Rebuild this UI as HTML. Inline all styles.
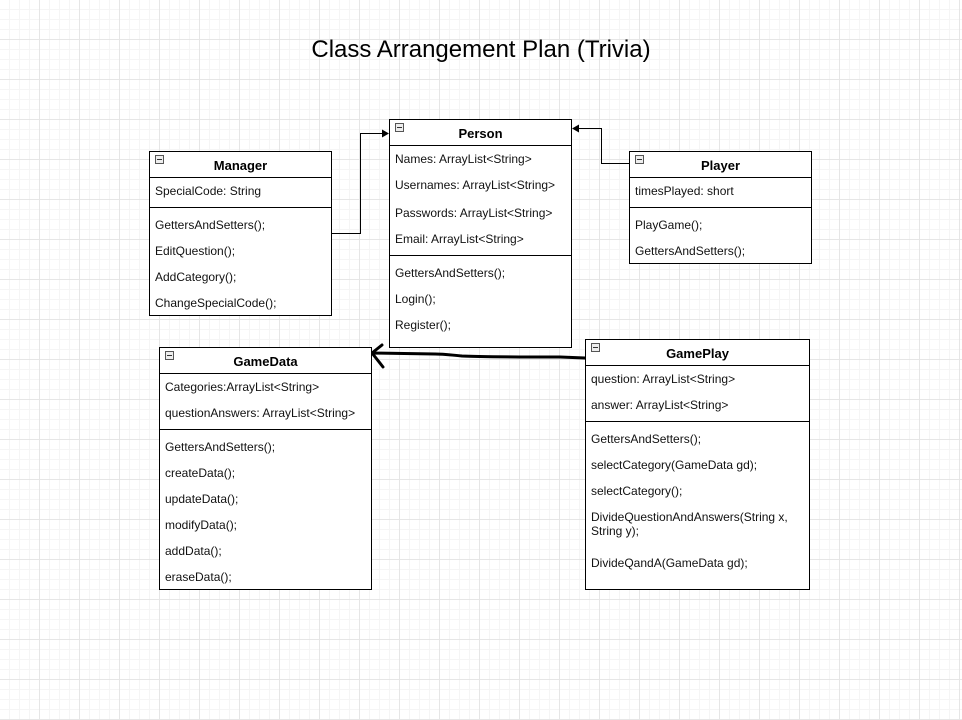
<!DOCTYPE html>
<html><head><meta charset="utf-8"><style>
body{margin:0;width:962px;height:720px;overflow:hidden;background:#fff;font-family:"Liberation Sans",Arial,sans-serif;position:relative;
background-image:linear-gradient(#e6e6e6 1px,transparent 1px),linear-gradient(90deg,#e6e6e6 1px,transparent 1px),linear-gradient(#f5f5f5 1px,transparent 1px),linear-gradient(90deg,#f5f5f5 1px,transparent 1px);
background-size:40px 40px,40px 40px,10px 10px,10px 10px;background-position:-1px -1px,-1px -1px,-1px -1px,-1px -1px;}
.b{position:absolute;border:1px solid #000;background:#fff;box-sizing:border-box}
.h{position:absolute;left:0;right:0;font-weight:bold;font-size:13px;text-align:center}
.d{position:absolute;left:0;right:0;border-top:1px solid #000}
.t{position:absolute;left:5px;font-size:12px;white-space:nowrap;color:#111}
.m{position:absolute;left:5px;top:3px;width:7px;height:7px;border:1px solid #555;background:#eee}
.m:after{content:"";position:absolute;left:1px;top:3px;width:5px;height:1px;background:#333}
.title{position:absolute;left:0;width:962px;top:36px;text-align:center;font-size:24px}
</style></head><body>
<div class="title">Class Arrangement Plan (Trivia)</div>
<svg style="position:absolute;left:0;top:0" width="962" height="720">
<g fill="none" stroke="#000" stroke-width="1"><path d="M331.5 233.5H360.5V133.5H384"/><path d="M629 163.5H601.5V128.5H577"/></g>
<path d="M389 133.5l-7-4v8z M572 128.5l7-4v8z"/>
<path d="M585 358 L560 357 C520 357 480 357 462 356 C450 355 445 354 435 354 L372 353 M382 345 L372 353 L383 367" fill="none" stroke="#000" stroke-width="3" stroke-linecap="round" stroke-linejoin="round"/>
</svg>
<div class="b" style="left:149px;top:151px;width:183px;height:165px"><div class="m"></div><div class="h" style="top:6px">Manager</div><div class="d" style="top:25px"></div><div class="t" style="top:32px">SpecialCode: String</div><div class="d" style="top:55px"></div>
<div class="t" style="top:66px">GettersAndSetters();</div><div class="t" style="top:92px">EditQuestion();</div><div class="t" style="top:118px">AddCategory();</div><div class="t" style="top:144px">ChangeSpecialCode();</div></div>
<div class="b" style="left:389px;top:119px;width:183px;height:229px"><div class="m"></div><div class="h" style="top:6px">Person</div><div class="d" style="top:25px"></div>
<div class="t" style="top:32px">Names: ArrayList&lt;String&gt;</div><div class="t" style="top:58px">Usernames: ArrayList&lt;String&gt;</div><div class="t" style="top:86px">Passwords: ArrayList&lt;String&gt;</div><div class="t" style="top:112px">Email: ArrayList&lt;String&gt;</div><div class="d" style="top:135px"></div>
<div class="t" style="top:146px">GettersAndSetters();</div><div class="t" style="top:172px">Login();</div><div class="t" style="top:198px">Register();</div></div>
<div class="b" style="left:629px;top:151px;width:183px;height:113px"><div class="m"></div><div class="h" style="top:6px">Player</div><div class="d" style="top:25px"></div><div class="t" style="top:32px">timesPlayed: short</div><div class="d" style="top:55px"></div>
<div class="t" style="top:66px">PlayGame();</div><div class="t" style="top:92px">GettersAndSetters();</div></div>
<div class="b" style="left:159px;top:347px;width:213px;height:243px"><div class="m"></div><div class="h" style="top:6px">GameData</div><div class="d" style="top:25px"></div>
<div class="t" style="top:32px">Categories:ArrayList&lt;String&gt;</div><div class="t" style="top:58px">questionAnswers: ArrayList&lt;String&gt;</div><div class="d" style="top:81px"></div>
<div class="t" style="top:92px">GettersAndSetters();</div><div class="t" style="top:118px">createData();</div><div class="t" style="top:144px">updateData();</div><div class="t" style="top:170px">modifyData();</div><div class="t" style="top:196px">addData();</div><div class="t" style="top:222px">eraseData();</div></div>
<div class="b" style="left:585px;top:339px;width:225px;height:251px"><div class="m"></div><div class="h" style="top:6px">GamePlay</div><div class="d" style="top:25px"></div>
<div class="t" style="top:32px">question: ArrayList&lt;String&gt;</div><div class="t" style="top:58px">answer: ArrayList&lt;String&gt;</div><div class="d" style="top:81px"></div>
<div class="t" style="top:92px">GettersAndSetters();</div><div class="t" style="top:118px">selectCategory(GameData gd);</div><div class="t" style="top:144px">selectCategory();</div><div class="t" style="top:170px">DivideQuestionAndAnswers(String x,</div><div class="t" style="top:184px">String y);</div><div class="t" style="top:216px">DivideQandA(GameData gd);</div></div>
</body></html>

■ **DIRECTIONS**
Write out each line of the data exactly; the images should be left out.

■ **FINAL ANSWER**
Rebuild this UI as HTML. Inline all styles.
<!DOCTYPE html>
<html><head><meta charset="utf-8"><style>
body{margin:0;width:962px;height:720px;overflow:hidden;background:#fff;font-family:"Liberation Sans",Arial,sans-serif;position:relative;
background-image:linear-gradient(#e6e6e6 1px,transparent 1px),linear-gradient(90deg,#e6e6e6 1px,transparent 1px),linear-gradient(#f5f5f5 1px,transparent 1px),linear-gradient(90deg,#f5f5f5 1px,transparent 1px);
background-size:40px 40px,40px 40px,10px 10px,10px 10px;background-position:-1px -1px,-1px -1px,-1px -1px,-1px -1px;}
.b{position:absolute;border:1px solid #000;background:#fff;box-sizing:border-box}
.h{position:absolute;left:0;right:0;font-weight:bold;font-size:13px;text-align:center}
.d{position:absolute;left:0;right:0;border-top:1px solid #000}
.t{position:absolute;left:5px;font-size:12px;white-space:nowrap;color:#111}
.m{position:absolute;left:5px;top:3px;width:7px;height:7px;border:1px solid #555;background:#eee}
.m:after{content:"";position:absolute;left:1px;top:3px;width:5px;height:1px;background:#333}
.title{position:absolute;left:0;width:962px;top:36px;text-align:center;font-size:24px}
</style></head><body>
<div class="title">Class Arrangement Plan (Trivia)</div>
<svg style="position:absolute;left:0;top:0" width="962" height="720">
<g fill="none" stroke="#000" stroke-width="1"><path d="M331.5 233.5H360.5V133.5H384"/><path d="M629 163.5H601.5V128.5H577"/></g>
<path d="M389 133.5l-7-4v8z M572 128.5l7-4v8z"/>
<path d="M585 358 L560 357 C520 357 480 357 462 356 C450 355 445 354 435 354 L372 353 M382 345 L372 353 L383 367" fill="none" stroke="#000" stroke-width="3" stroke-linecap="round" stroke-linejoin="round"/>
</svg>
<div class="b" style="left:149px;top:151px;width:183px;height:165px"><div class="m"></div><div class="h" style="top:6px">Manager</div><div class="d" style="top:25px"></div><div class="t" style="top:32px">SpecialCode: String</div><div class="d" style="top:55px"></div>
<div class="t" style="top:66px">GettersAndSetters();</div><div class="t" style="top:92px">EditQuestion();</div><div class="t" style="top:118px">AddCategory();</div><div class="t" style="top:144px">ChangeSpecialCode();</div></div>
<div class="b" style="left:389px;top:119px;width:183px;height:229px"><div class="m"></div><div class="h" style="top:6px">Person</div><div class="d" style="top:25px"></div>
<div class="t" style="top:32px">Names: ArrayList&lt;String&gt;</div><div class="t" style="top:58px">Usernames: ArrayList&lt;String&gt;</div><div class="t" style="top:86px">Passwords: ArrayList&lt;String&gt;</div><div class="t" style="top:112px">Email: ArrayList&lt;String&gt;</div><div class="d" style="top:135px"></div>
<div class="t" style="top:146px">GettersAndSetters();</div><div class="t" style="top:172px">Login();</div><div class="t" style="top:198px">Register();</div></div>
<div class="b" style="left:629px;top:151px;width:183px;height:113px"><div class="m"></div><div class="h" style="top:6px">Player</div><div class="d" style="top:25px"></div><div class="t" style="top:32px">timesPlayed: short</div><div class="d" style="top:55px"></div>
<div class="t" style="top:66px">PlayGame();</div><div class="t" style="top:92px">GettersAndSetters();</div></div>
<div class="b" style="left:159px;top:347px;width:213px;height:243px"><div class="m"></div><div class="h" style="top:6px">GameData</div><div class="d" style="top:25px"></div>
<div class="t" style="top:32px">Categories:ArrayList&lt;String&gt;</div><div class="t" style="top:58px">questionAnswers: ArrayList&lt;String&gt;</div><div class="d" style="top:81px"></div>
<div class="t" style="top:92px">GettersAndSetters();</div><div class="t" style="top:118px">createData();</div><div class="t" style="top:144px">updateData();</div><div class="t" style="top:170px">modifyData();</div><div class="t" style="top:196px">addData();</div><div class="t" style="top:222px">eraseData();</div></div>
<div class="b" style="left:585px;top:339px;width:225px;height:251px"><div class="m"></div><div class="h" style="top:6px">GamePlay</div><div class="d" style="top:25px"></div>
<div class="t" style="top:32px">question: ArrayList&lt;String&gt;</div><div class="t" style="top:58px">answer: ArrayList&lt;String&gt;</div><div class="d" style="top:81px"></div>
<div class="t" style="top:92px">GettersAndSetters();</div><div class="t" style="top:118px">selectCategory(GameData gd);</div><div class="t" style="top:144px">selectCategory();</div><div class="t" style="top:170px">DivideQuestionAndAnswers(String x,</div><div class="t" style="top:184px">String y);</div><div class="t" style="top:216px">DivideQandA(GameData gd);</div></div>
</body></html>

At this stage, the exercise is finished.